**WRITTEN TASK:** What follows is a listing; give it again exactly, in its entirety.
--- begin ---
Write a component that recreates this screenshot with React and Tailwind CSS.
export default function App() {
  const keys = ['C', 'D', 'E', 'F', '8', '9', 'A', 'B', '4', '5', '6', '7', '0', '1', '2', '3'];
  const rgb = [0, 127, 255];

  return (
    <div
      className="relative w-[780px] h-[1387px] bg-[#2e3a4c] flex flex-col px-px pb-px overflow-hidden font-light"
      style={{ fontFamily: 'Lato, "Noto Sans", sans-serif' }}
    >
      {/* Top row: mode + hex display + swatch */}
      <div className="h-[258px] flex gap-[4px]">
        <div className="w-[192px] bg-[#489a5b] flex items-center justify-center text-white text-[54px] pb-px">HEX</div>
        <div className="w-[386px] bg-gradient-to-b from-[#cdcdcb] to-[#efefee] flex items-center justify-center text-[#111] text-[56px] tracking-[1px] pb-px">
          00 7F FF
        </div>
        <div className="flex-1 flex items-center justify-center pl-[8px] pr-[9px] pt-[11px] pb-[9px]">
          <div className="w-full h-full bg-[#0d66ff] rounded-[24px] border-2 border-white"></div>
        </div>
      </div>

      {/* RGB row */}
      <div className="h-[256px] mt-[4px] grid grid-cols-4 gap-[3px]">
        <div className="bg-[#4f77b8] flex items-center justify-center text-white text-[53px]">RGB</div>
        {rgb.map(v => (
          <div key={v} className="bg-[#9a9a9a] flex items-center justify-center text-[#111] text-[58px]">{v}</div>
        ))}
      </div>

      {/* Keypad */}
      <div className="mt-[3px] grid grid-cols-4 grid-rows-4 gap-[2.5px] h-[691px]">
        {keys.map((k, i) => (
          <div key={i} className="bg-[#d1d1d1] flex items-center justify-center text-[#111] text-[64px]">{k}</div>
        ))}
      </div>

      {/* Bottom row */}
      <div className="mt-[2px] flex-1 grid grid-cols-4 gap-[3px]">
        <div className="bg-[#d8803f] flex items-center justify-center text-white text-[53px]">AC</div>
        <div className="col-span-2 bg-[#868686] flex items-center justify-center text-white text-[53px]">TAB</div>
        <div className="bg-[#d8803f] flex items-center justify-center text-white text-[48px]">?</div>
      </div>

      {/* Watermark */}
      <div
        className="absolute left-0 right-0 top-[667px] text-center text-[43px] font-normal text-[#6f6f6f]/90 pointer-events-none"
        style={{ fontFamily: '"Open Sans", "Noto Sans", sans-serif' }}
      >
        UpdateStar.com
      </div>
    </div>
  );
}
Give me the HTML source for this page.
--- end ---
**RESPONSE:**
Write a component that recreates this screenshot with React and Tailwind CSS.
export default function App() {
  const keys = ['C', 'D', 'E', 'F', '8', '9', 'A', 'B', '4', '5', '6', '7', '0', '1', '2', '3'];
  const rgb = [0, 127, 255];

  return (
    <div
      className="relative w-[780px] h-[1387px] bg-[#2e3a4c] flex flex-col px-px pb-px overflow-hidden font-light"
      style={{ fontFamily: 'Lato, "Noto Sans", sans-serif' }}
    >
      {/* Top row: mode + hex display + swatch */}
      <div className="h-[258px] flex gap-[4px]">
        <div className="w-[192px] bg-[#489a5b] flex items-center justify-center text-white text-[54px] pb-px">HEX</div>
        <div className="w-[386px] bg-gradient-to-b from-[#cdcdcb] to-[#efefee] flex items-center justify-center text-[#111] text-[56px] tracking-[1px] pb-px">
          00 7F FF
        </div>
        <div className="flex-1 flex items-center justify-center pl-[8px] pr-[9px] pt-[11px] pb-[9px]">
          <div className="w-full h-full bg-[#0d66ff] rounded-[24px] border-2 border-white"></div>
        </div>
      </div>

      {/* RGB row */}
      <div className="h-[256px] mt-[4px] grid grid-cols-4 gap-[3px]">
        <div className="bg-[#4f77b8] flex items-center justify-center text-white text-[53px]">RGB</div>
        {rgb.map(v => (
          <div key={v} className="bg-[#9a9a9a] flex items-center justify-center text-[#111] text-[58px]">{v}</div>
        ))}
      </div>

      {/* Keypad */}
      <div className="mt-[3px] grid grid-cols-4 grid-rows-4 gap-[2.5px] h-[691px]">
        {keys.map((k, i) => (
          <div key={i} className="bg-[#d1d1d1] flex items-center justify-center text-[#111] text-[64px]">{k}</div>
        ))}
      </div>

      {/* Bottom row */}
      <div className="mt-[2px] flex-1 grid grid-cols-4 gap-[3px]">
        <div className="bg-[#d8803f] flex items-center justify-center text-white text-[53px]">AC</div>
        <div className="col-span-2 bg-[#868686] flex items-center justify-center text-white text-[53px]">TAB</div>
        <div className="bg-[#d8803f] flex items-center justify-center text-white text-[48px]">?</div>
      </div>

      {/* Watermark */}
      <div
        className="absolute left-0 right-0 top-[667px] text-center text-[43px] font-normal text-[#6f6f6f]/90 pointer-events-none"
        style={{ fontFamily: '"Open Sans", "Noto Sans", sans-serif' }}
      >
        UpdateStar.com
      </div>
    </div>
  );
}
Give me the HTML source for this page.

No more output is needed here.